It’s hard to escape trade-offs in the world of investment finance. If you want growth, you invest in equities but cop high volatility. If you want defensive assets you can invest in bonds that pay rock-bottom yields.
But what if you were told that there’s an asset class that diversifies, is resistant to volatility, grows when the markets go down and also when they go up?
Cue gold and silver.
Golden touch
Gold lives up to its position on the top pedestal in this asset class. We all recognise gold as the metal that adorns fingers, wrists and necks. It also has some industrial applications in electronics and dentistry.
For investment purposes it is mainly seen as a monetary reserve for central banks, as a stable store of value.

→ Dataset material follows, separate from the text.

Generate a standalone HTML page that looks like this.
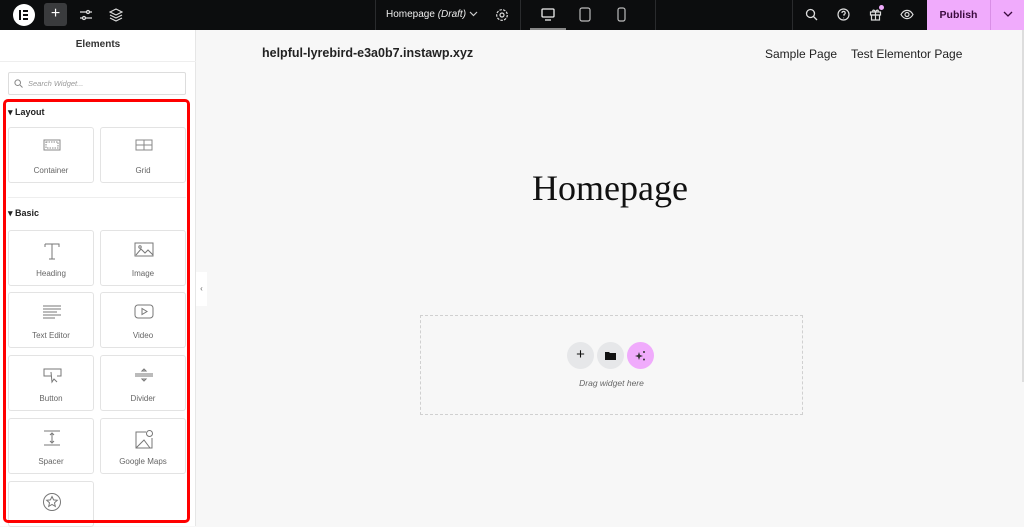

What is less clear is where this value comes from.
In one camp sit those who say gold has intrinsic value because it can’t be replicated, has industrial applications and is scarce.

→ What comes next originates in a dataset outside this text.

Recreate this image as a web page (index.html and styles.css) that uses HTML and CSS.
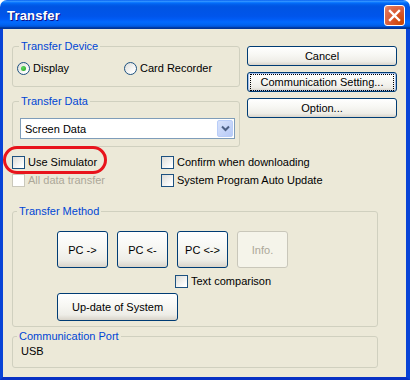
FILE: index.html
```html
<!DOCTYPE html>
<html>
<head>
    <title>Transfer</title>
    <link rel="stylesheet" href="styles.css">
</head>
<body>
    <div class="window">
        <div class="titlebar">
            <span class="title">Transfer</span>
            <button class="close" aria-label="Close">
                <svg width="13" height="13" viewBox="0 0 13 13">
                    <path d="M2 2 L11 11 M11 2 L2 11" stroke="#fff" stroke-width="2.4" stroke-linecap="square"/>
                </svg>
            </button>
        </div>
        <div class="client">
            <div class="top">
                <div class="left-col">
                    <fieldset class="group device">
                        <legend>Transfer Device</legend>
                        <div class="radios">
                            <label class="radio"><span class="dot checked"></span>Display</label>
                            <label class="radio"><span class="dot"></span>Card Recorder</label>
                        </div>
                    </fieldset>
                    <fieldset class="group data">
                        <legend>Transfer Data</legend>
                        <div class="combo">
                            <span class="combo-value">Screen Data</span>
                            <span class="combo-btn">
                                <svg width="9" height="7" viewBox="0 0 9 7">
                                    <path d="M1 1.5 L4.5 5 L8 1.5" fill="none" stroke="#4D6185" stroke-width="2"/>
                                </svg>
                            </span>
                        </div>
                    </fieldset>
                </div>
                <div class="side-buttons">
                    <button class="btn">Cancel</button>
                    <button class="btn default"><span class="focus">Communication Setting...</span></button>
                    <button class="btn">Option...</button>
                </div>
            </div>

            <div class="options">
                <label class="check marked"><span class="box"></span>Use Simulator</label>
                <label class="check"><span class="box"></span>Confirm when downloading</label>
                <label class="check disabled"><span class="box"></span>All data transfer</label>
                <label class="check"><span class="box"></span>System Program Auto Update</label>
            </div>

            <fieldset class="group method">
                <legend>Transfer Method</legend>
                <div class="method-body">
                    <div class="method-buttons">
                        <button class="btn big">PC -&gt;</button>
                        <button class="btn big">PC &lt;-</button>
                        <button class="btn big">PC &lt;-&gt;</button>
                        <button class="btn big" disabled>Info.</button>
                    </div>
                    <label class="check compare"><span class="box"></span>Text comparison</label>
                    <button class="btn update">Up-date of System</button>
                </div>
            </fieldset>

            <fieldset class="group port">
                <legend>Communication Port</legend>
                <div class="port-value">USB</div>
            </fieldset>
        </div>
    </div>
</body>
</html>
```

FILE: styles.css
```css
:root {
    --face-color: #ECE9D8;
    --group-border: #D0D0BF;
    --legend-color: #0046D5;
    --button-border: #003C74;
    --check-border: #1C5180;
    --disabled-text: #ACA899;
}

body {
    margin: 0;
    background: #ffffff;
    font-family: "Liberation Sans", Arial, sans-serif;
    font-size: 11px;
    color: #000;
}

.window {
    width: 410px;
    height: 380px;
    display: flex;
    flex-direction: column;
    border-radius: 7px 7px 0 0;
    overflow: hidden;
}

.titlebar {
    height: 29px;
    flex: none;
    display: flex;
    align-items: center;
    justify-content: space-between;
    padding: 0 5px 0 7px;
    box-sizing: border-box;
    background: linear-gradient(to bottom, #0058EE 0%, #3593FF 4%, #288EFF 6%, #127DFF 8%, #036FFC 10%, #0262EE 14%, #0057E5 20%, #0054E3 24%, #0055EB 56%, #005BF5 66%, #026AFE 76%, #0062EF 86%, #0052D6 92%, #0040AB 94%, #003092 100%);
}

.title {
    color: #fff;
    font-weight: bold;
    font-size: 13px;
    letter-spacing: 0.2px;
    text-shadow: 1px 1px 0 #0F1089;
    margin-top: 1px;
}

.close {
    width: 21px;
    height: 21px;
    padding: 0;
    margin-top: 2px;
    border: 1px solid #fff;
    border-radius: 3px;
    display: flex;
    align-items: center;
    justify-content: center;
    background: radial-gradient(circle at 85% 85%, #CC4600 0%, #D9572F 45%, #E17558 85%, #EC9F87 100%);
}

.client {
    flex: 1;
    background: var(--face-color);
    border-left: 3px solid #0843D6;
    border-right: 4px solid #0843D6;
    border-bottom: 3px solid #0831C4;
    padding: 10px 0 0 9px;
}

.top {
    display: flex;
    gap: 7px;
}

.left-col {
    width: 228px;
    display: flex;
    flex-direction: column;
}

/* group boxes keep zero side padding so the legend sits at a fixed inset */
.group {
    margin: 0;
    border: 1px solid var(--group-border);
    border-radius: 3px;
    padding: 0;
    min-width: 0;
}

.group legend {
    color: var(--legend-color);
    line-height: 14px;
    padding: 0 2px;
    margin-left: 6px;
}

.device {
    padding: 7px 0 10px;
}

.radios {
    display: grid;
    grid-template-columns: 107px auto;
    height: 16px;
    padding-left: 4px;
}

.radio {
    display: flex;
    align-items: center;
    gap: 3px;
}

.dot {
    width: 13px;
    height: 13px;
    box-sizing: border-box;
    border: 1px solid var(--check-border);
    border-radius: 50%;
    background: linear-gradient(135deg, #DCDCD7, #ffffff 80%);
    display: flex;
    align-items: center;
    justify-content: center;
}

.dot.checked::after {
    content: "";
    width: 5px;
    height: 5px;
    border-radius: 50%;
    background: radial-gradient(circle at 35% 35%, #5ED85E, #21A121);
}

.data {
    margin-top: 7px;
    padding: 10px 0 7px;
}

.combo {
    height: 21px;
    box-sizing: border-box;
    margin: 0 4px 0 7px;
    border: 1px solid #7F9DB9;
    background: #fff;
    display: flex;
    align-items: center;
    justify-content: space-between;
    padding: 1px;
}

.combo-value {
    padding-left: 3px;
}

.combo-btn {
    width: 16px;
    height: 17px;
    box-sizing: border-box;
    border: 1px solid #B9CDF8;
    border-radius: 2px;
    background: linear-gradient(135deg, #D8E3FC, #B7CAF6);
    display: flex;
    align-items: center;
    justify-content: center;
}

.side-buttons {
    width: 150px;
    margin-top: 7px;
    display: flex;
    flex-direction: column;
    gap: 6px;
}

.btn {
    font-family: inherit;
    font-size: 11px;
    color: #000;
    height: 20px;
    padding: 0;
    border: 1px solid var(--button-border);
    border-radius: 3px;
    background: linear-gradient(to bottom, #FFFFFF 0%, #F7F7F3 45%, #EEEDE7 80%, #D9D4CA 100%);
    display: flex;
    align-items: center;
    justify-content: center;
}

.btn.default {
    box-shadow: inset 0 0 0 1px #A6C0EC;
}

.btn .focus {
    outline: 1px dotted #000;
    outline-offset: 0;
    padding: 1px 4px;
    flex: 1;
    margin: 0 3px;
    line-height: 13px;
}

.btn:disabled {
    color: var(--disabled-text);
    border-color: #C9C7BA;
    background: #F5F4EA;
}

.options {
    position: relative;
    margin-top: 6px;
    display: grid;
    grid-template-columns: 149px auto;
    grid-auto-rows: 18px;
}

.check {
    display: flex;
    align-items: center;
    gap: 3px;
    white-space: nowrap;
}

.box {
    width: 13px;
    height: 13px;
    box-sizing: border-box;
    flex: none;
    border: 1px solid var(--check-border);
    background: linear-gradient(135deg, #DCDCD7, #ffffff 85%);
}

.check.disabled {
    color: var(--disabled-text);
}

.check.disabled .box {
    border-color: #CAC8BB;
    background: #ffffff;
}

/* red annotation ring around "Use Simulator" */
.check.marked {
    position: relative;
}

.check.marked::before {
    content: "";
    position: absolute;
    left: -9px;
    top: -7px;
    width: 104px;
    height: 28px;
    box-sizing: border-box;
    border: 3px solid #E8141C;
    border-radius: 14px;
}

.method {
    margin: 15px 28px 0 0;
    padding: 13px 0 5px;
}

.method legend,
.port legend {
    margin-left: 4px;
}

.method-body {
    padding-left: 44px;
}

.method-buttons {
    display: flex;
    gap: 9px;
}

.btn.big {
    width: 51px;
    height: 37px;
}

.compare {
    margin: 6px 0 0 118px;
    height: 14px;
}

.btn.update {
    margin-top: 5px;
    width: 121px;
    height: 28px;
}

.port {
    margin: 2px 28px 0 0;
    padding: 1px 0 9px;
}

.port-value {
    line-height: 14px;
    padding-left: 8px;
}
```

In the other camp are those who say it has no intrinsic value – with the exception of a few minor industrial applications, you can’t do anything with it. Its value comes simply from its allure.
Indeed, most of the demand for gold comes from the investment world.
“If you look at the demand for gold, roughly 90% of it comes from what we would call pure investment demand – gold ETFs, physical gold, reserve bank purchases,” says Jordan Eliseo, manager of listed products and investment research at the Perth Mint. “Very little comes from industrial demand.”
Gold is an all-weather asset, performing both growth and defensive roles through the business cycle.